Kritik an Regierung und Opposition
In vielen deutschen Städten gingen Kinder, Jugendliche und Erwachsene auf die Straßen - etwa in Berlin, München, Hamburg und Hannover. In der Hauptstadt demonstrierten nach Angaben der Veranstaltenden und der Polizei mehrere Tausend Menschen. Auf Plakaten waren Sprüche zu lesen wie "Stoppt den Klimawandel", "Oma ich dachte, es gibt 4 Jahreszeiten" oder "Lasst die Erde nicht zu lang im Ofen, sonst verbrennt sie!".
Sowohl die Bundesregierung als auch die Opposition standen bei einer Kundgebung vor dem Bundeskanzleramt in der Kritik. Statt den Klimawandel überzeugend zu bekämpfen, würden Autobahnen ausgebaut und Klimagesetze abgeschwächt, hieß es. Der Schriftsteller Marc-Uwe Kling, der mit den Känguru-Chroniken bekannt wurde, forderte mehr Einsatz der Politik. Allein durch individuelle Veränderungen könne der ökologische Kollaps nicht aufgehalten werden, sagte Kling.
Deutlich weniger Teilnehmende
Die Polizei in München schätzte die Teilnehmerzahl auf etwa 2.600 Teilnehmer. In Köln hatten die Veranstalter laut Polizei 3.500 Teilnehmerinnen und Teilnehmer für einen Protestzug angemeldet, in Düsseldorf 600 und in Dortmund 400. Laut der Polizei in Hannover waren dort etwa 1.000 Demonstranten unterwegs.
Vor Beginn der Corona-Pandemie gingen in Deutschland teils Hunderttausende Menschen für den Klimaschutz auf die Straße. Inzwischen hat die Klimabewegung deutlich an Zulauf verloren.

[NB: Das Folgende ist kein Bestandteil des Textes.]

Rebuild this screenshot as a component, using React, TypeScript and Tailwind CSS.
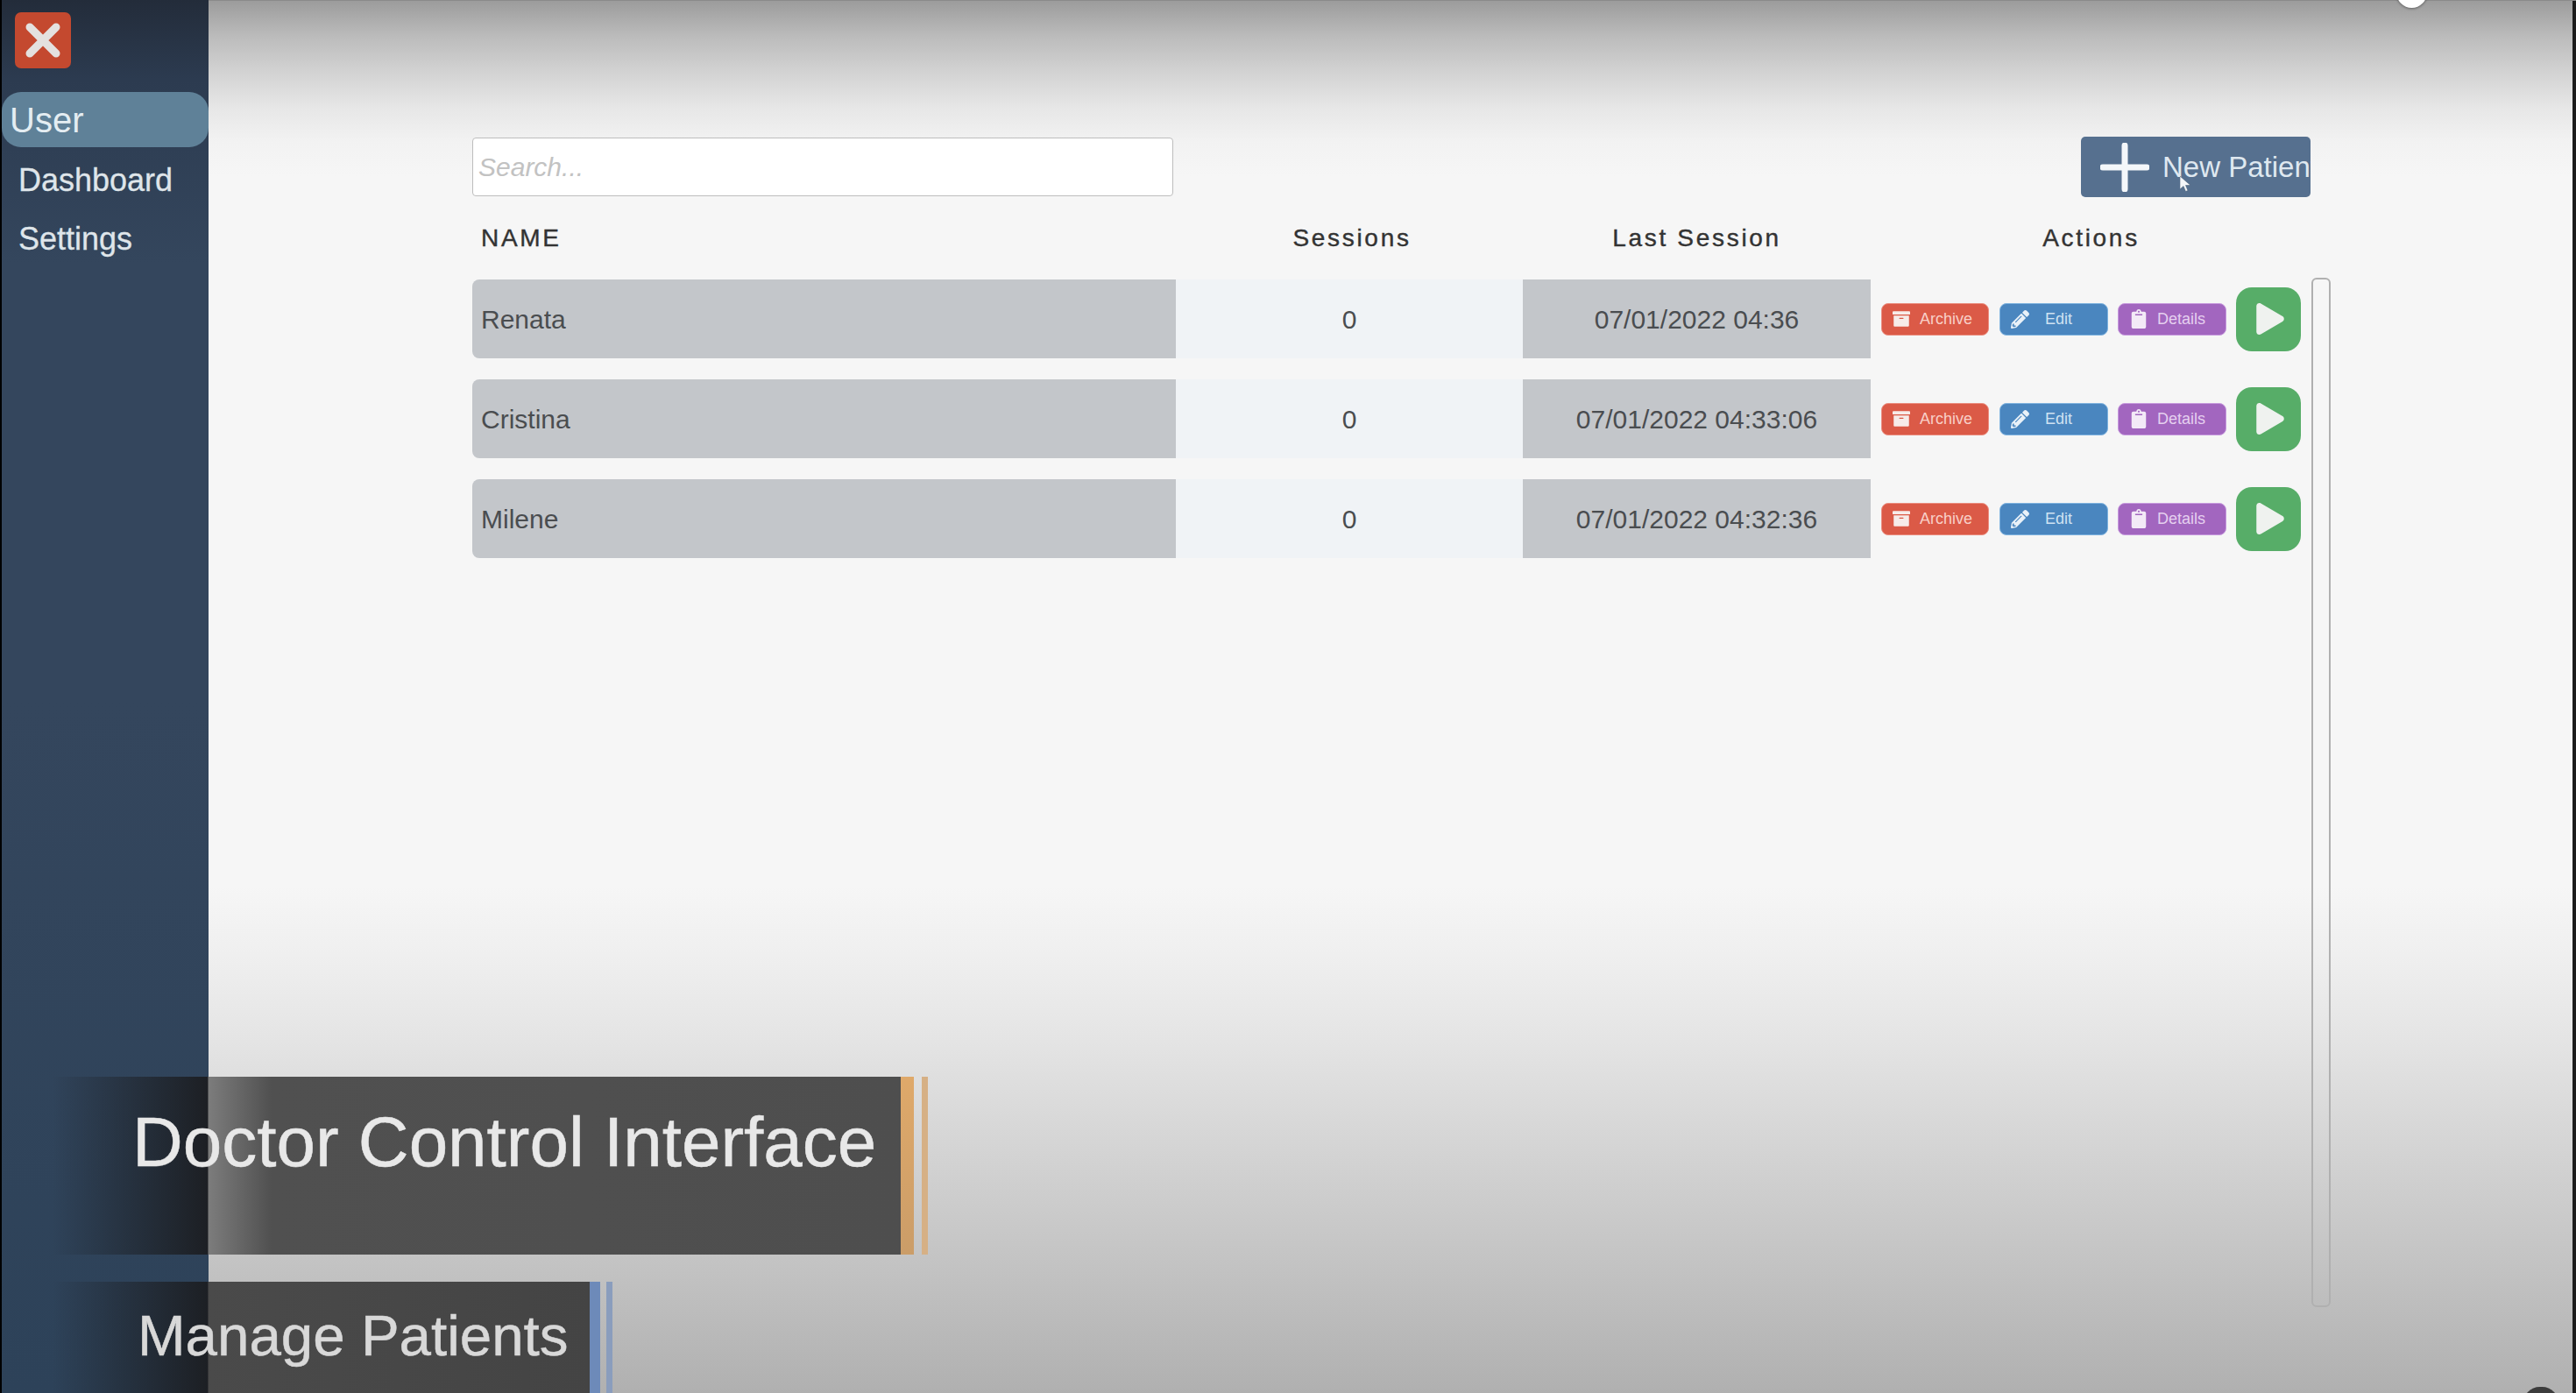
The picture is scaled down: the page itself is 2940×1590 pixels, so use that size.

Nach Ansicht von Simon Teune, Protestforscher an der Freien Universität Berlin, ist der Rückgang an Teilnehmenden nicht ungewöhnlich. Proteste seien sehr stark von den öffentlich sichtbaren Stimmungen abhängig. In den letzten Monaten sei die AfD sehr erfolgreich damit gewesen, die anderen Parteien mit ihrer Politik vor sich herzutreiben, sagte der Wissenschaftler. Deswegen sei für die Klimakrise derzeit wenig Platz, auch wenn sie immer noch sehr präsent sei.
Andere Krisen im Vordergrund
Teune zufolge gibt es wenig, was die Protestorganisation in solch einer Situation tun kann. "Man muss weiter an den Themen dranbleiben, man kann Angebote machen." "Fridays for Future" sei sehr aktiv, indem sie etwa das Klimathema auch auf andere Themen anwende und mit Gewerkschaften zusammenarbeite.
Nach Ansicht von Sprecherin Carla Reemtsma hat "Fridays for Future" zuletzt auch wegen anderer Krisen wie der Corona-Pandemie, dem russischen Angriffskrieg auf die Ukraine oder der Energiekrise an Zulauf bei ihren Demonstrationen verloren.
Die Bewegung mache niemandem einen Vorwurf, sich gerade mit anderen Fragen zu beschäftigen. "Gleichzeitig ist ganz klar, die Politikerinnen und Politiker sind unabhängig davon in der Verantwortung, unsere Lebensgrundlage zu schützen", sagte Reemtsma im Deutschlandfunk.
Globaler "Klimastreik"
Weltweit sind heute in zahlreichen Städten wie New York, Brüssel, Rio de Janeiro und Neu-Delhi Kundgebungen geplant.
Immer mehr Menschen seien von den Folgen der Klimakrise betroffen, hieß es im Aufruf zum Aktionstag, etwa mit Blick auf Überschwemmungen in Süddeutschland und die Brände im Amazonas.